1. Until a year or so ago, I took the occasional dressage lesson (HA HA HA HA HA SO RELATABLE THIS MORNING) from a brilliant, unhinged ex-pat Englishwoman who would yell things at me like: “pretend you’ve got a huge magnificent cock in you and you don’t want it to escape!” and had broken literally every bone in her body multiple times. And I’d never seen her blink, including when horses would go nuts and try to kill her (which they did fairly often, because she loved the crazy ones and did three-day eventing). And she was super-fierce, and the only two signs of human frailty she ever showed were a) if she’d had a really shitty day, I’d find her in my horse’s stall with her arms wrapped around her neck, because my horse is a love-sponge, and b) I asked her if she’d seen The Iron Lady, and she said she’d gone to see it with another ex-pat friend, and they’d sat there in absolute floods of tears, because it was their youth. They’d loathed the woman, but watching her life was watching their own youth, and even the stock footage was too much for them.

2. The second season of Sherlock (SPOILERS, but seriously, it’s not a major one, and watch the show already, it’s on Netflix), there’s an episode called “The Hounds of Baskerville” in which Sherlock and Watson have an extremely limited amount of time to guess the computer password of a blustery patrician high-ranking official at a secretive military installation. And Sherlock looks around, and there are like eighty biographies of Winston Churchill, and various unrelated bits of nationalist gear, and types “Maggie” into the terminal.
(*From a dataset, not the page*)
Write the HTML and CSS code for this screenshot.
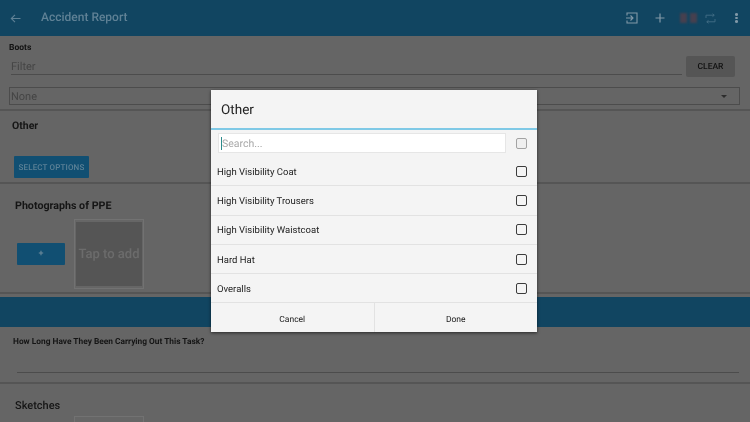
FILE: index.html
```html
<!DOCTYPE html>
<html lang="en">
<head>
<meta charset="utf-8">
<title>Accident Report</title>
<link rel="stylesheet" href="styles.css">
</head>
<body>
<div class="app">
  <header class="topbar">
    <svg class="back" width="11" height="11" viewBox="0 0 11 11"><path d="M10.500 5.500H1.500M5 1.800L1.300 5.500 5 9.200" fill="none" stroke="#5f8195" stroke-width="1.100"/></svg>
    <div class="title">Accident Report</div>
    <svg class="ic-enter" width="12" height="12" viewBox="0 0 12 12"><path d="M1 3.500V1h10v10H1V8.500M0 6h7M4.500 3.500L7 6 4.500 8.500" fill="none" stroke="#8299a8" stroke-width="1.100"/></svg>
    <svg class="ic-plus" width="10" height="10" viewBox="0 0 10 10"><path d="M5 .5v9M.5 5h9" stroke="#8299a8" stroke-width="1.200"/></svg>
    <div class="ic-red"><i></i><i></i></div>
    <svg class="ic-sync" width="11" height="11" viewBox="0 0 11 11"><path d="M1 5V2.200h8M7.500.8L9.300 2.200 7.500 3.600M10 6v2.800H2M3.500 10.200L1.700 8.800 3.500 7.400" fill="none" stroke="#3f6b83" stroke-width="1"/></svg>
    <div class="ic-dots"><i></i><i></i><i></i></div>
  </header>

  <section class="boots">
    <div class="label">Boots</div>
    <div class="filter-row">
      <div class="filter">Filter</div>
      <div class="clear">CLEAR</div>
    </div>
    <div class="select">None<span class="caret"></span></div>
  </section>

  <section class="other">
    <div class="heading">Other</div>
    <div class="select-btn">SELECT OPTIONS</div>
  </section>

  <section class="photos">
    <div class="heading heading-lg">Photographs of PPE</div>
    <div class="photo-row">
      <div class="add-btn">+</div>
      <div class="tile"><div class="tile-inner">Tap to add</div></div>
    </div>
  </section>

  <div class="band"></div>

  <section class="question">
    <div class="q-label">How Long Have They Been Carrying Out This Task?</div>
    <div class="q-line"></div>
  </section>

  <section class="sketches">
    <div class="sk-title">Sketches</div>
    <div class="tile sk-tile"></div>
  </section>

  <div class="dialog">
    <div class="d-title">Other</div>
    <div class="d-search">
      <div class="d-input"><span class="cursor"></span>Search...</div>
      <span class="box box-light"></span>
    </div>
    <div class="d-row"><span class="d-text">High Visibility Coat</span><span class="box"></span></div>
    <div class="d-row"><span class="d-text">High Visibility Trousers</span><span class="box"></span></div>
    <div class="d-row"><span class="d-text">High Visibility Waistcoat</span><span class="box"></span></div>
    <div class="d-row"><span class="d-text">Hard Hat</span><span class="box"></span></div>
    <div class="d-row"><span class="d-text">Overalls</span><span class="box"></span></div>
    <div class="d-foot">
      <div class="d-btn">Cancel</div>
      <div class="d-btn">Done</div>
    </div>
  </div>
</div>
</body>
</html>
```

FILE: styles.css
```css
* { box-sizing: border-box; }
html, body { margin: 0; padding: 0; }
body { width: 750px; height: 422px; overflow: hidden; font-family: Roboto, "Liberation Sans", sans-serif; text-rendering: geometricPrecision; }
.app { position: relative; width: 750px; height: 422px; overflow: hidden; background: #656565; color: #111; filter: blur(.3px); }

.topbar { height: 36px; background: #114561; display: flex; align-items: center; }
.back { margin-left: 10px; }
.title { margin-left: 20px; font-size: 12px; line-height: 14px; padding-bottom: 2px; font-weight: 500; color: #5f8195; flex: 1; }
.ic-enter { margin-right: 17px; }
.ic-plus { margin-right: 15px; }
.ic-red { width: 17px; height: 10px; display: flex; justify-content: space-between; margin-right: 8px; }
.ic-red i { width: 7px; height: 10px; background: #46404f; display: block; filter: blur(.8px); }
.ic-sync { margin-right: 19px; }
.ic-dots { display: flex; flex-direction: column; gap: 1px; margin-right: 12px; }
.ic-dots i { width: 3px; height: 2.500px; border-radius: 50%; background: #8299a8; display: block; }

.boots { height: 75px; padding: 7px 10px 0 9px; border-bottom: 2px solid #555; }
.label { font-size: 8.500px; font-weight: 700; line-height: 11px; color: #111; }
.filter-row { display: flex; align-items: flex-start; }
.filter { margin: 3px 0 0 2px; width: 671px; height: 18px; border-bottom: 1px solid #4c4c4c; font-size: 11px; line-height: 20px; color: #454545; }
.clear { margin: 2px 0 0 4px; width: 49px; height: 21px; background: #555; border-radius: 2px; font-size: 8.500px; font-weight: 500; line-height: 23px; text-align: center; color: #111; }
.select { position: relative; margin-top: 9.500px; width: 731px; height: 18px; border: 1px solid #4c4c4c; font-size: 11px; line-height: 18px; padding-left: 1px; color: #454545; }
.caret { position: absolute; right: 12px; top: 7px; border: 3px solid transparent; border-top: 3px solid #2c2c2c; }

.other { height: 73px; padding: 8px 12px 0; border-bottom: 2px solid #555; }
.heading { font-size: 10.500px; font-weight: 700; line-height: 13px; color: #151515; }
.select-btn { margin: 24px 0 0 2px; width: 75px; height: 22px; background: #114f72; border-radius: 1px; font-size: 8px; font-weight: 500; line-height: 24px; text-align: center; color: #5c8196; letter-spacing: .15px; }

.photos { height: 110px; padding: 14px 15px 0; border-bottom: 2px solid #555; }
.heading-lg { font-size: 10.700px; line-height: 15px; }
.photo-row { display: flex; align-items: center; margin-top: 6px; padding-left: 2px; }
.add-btn { width: 48px; height: 22px; background: #114f72; border-radius: 1px; color: #6d8a9b; font-size: 9px; font-weight: 500; line-height: 22px; text-align: center; }
.tile { margin-left: 9px; width: 70px; height: 70px; padding: 2px 1px; background: #666; border: 1px solid #727272; }
.tile-inner { height: 100%; background: #555; color: #6c6c6c; font-size: 13px; font-weight: 500; line-height: 65px; text-align: center; white-space: nowrap; }

.band { height: 30px; margin-top: 3px; background: #114561; }

.question { height: 57px; padding: 10px 13px 0; border-bottom: 2px solid #555; }
.q-label { font-size: 8.350px; font-weight: 700; line-height: 11px; color: #151515; white-space: nowrap; }
.q-line { margin: 24px 0 0 4px; width: 722px; height: 1px; background: #4c4c4c; }

.sketches { padding: 15px 15px 0; }
.sk-title { font-size: 11px; font-weight: 500; line-height: 14px; color: #151515; }
.sk-tile { margin: 3px 0 0 59px; height: 30px; }

.dialog { position: absolute; left: 211px; top: 90px; width: 326px; height: 242px; background: #f4f4f4; box-shadow: 0 1px 3px rgba(0,0,0,.6); display: flex; flex-direction: column; color: #2a2a2a; }
.d-title { height: 40px; flex: none; padding-left: 10px; font-size: 13.500px; line-height: 41px; color: #222; border-bottom: 2px solid #7fc9e6; }
.d-search { height: 27px; flex: none; display: flex; align-items: flex-start; justify-content: space-between; padding: 3px 10px 0 7px; }
.d-search .box { margin-top: 5px; }
.d-input { position: relative; width: 288px; height: 20px; background: #fff; border: 1px solid #e6e6e6; padding-left: 3px; font-size: 10.500px; line-height: 19px; color: #a8a8a8; }
.cursor { position: absolute; left: 2px; top: 3px; width: 1px; height: 13px; background: #2b8b8b; }
.box { width: 11px; height: 11px; border: 1.500px solid #3c3c3c; border-radius: 2px; flex: none; }
.box-light { border-color: #a3a3a3; background: #efefef; }
.d-row { height: 29.300px; flex: none; display: flex; align-items: center; justify-content: space-between; padding: 0 10px 0 6px; font-size: 9.500px; border-bottom: 1px solid #e2e2e2; color: #222; }
.d-text { padding-top: 2px; }
.d-foot { height: 28.500px; flex: none; display: flex; }
.d-btn { flex: 1; text-align: center; font-size: 8.500px; line-height: 24px; padding-top: 4.300px; color: #222; }
.d-btn + .d-btn { border-left: 1px solid #e2e2e2; }
```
And, voila.

Which is, I think, the thing with Margaret Thatcher: that she had a lot to do with how a certain generation of men and women defined themselves, either in opposition or in affiliation, and that’s what will probably shake out down the centuries. “She made me proud to be an Englisshhhhhhhmannnnnnnn” or “the reason Billy Elliot’s dad was so fucking grumpy all the time.”

So, hm, probably The Guardian has something good and balanced. The Daily Telegraph is mostly trying to use as many positive adjectives as possible (half of the articles are calling her “Baroness Thatcher,” the other half are going with “Lady”), and somewhere the Queen is thinking “well, I’ve outlived another one,” and feeling a little sad and old, even though, of course, They Did Not Get On.

RIP.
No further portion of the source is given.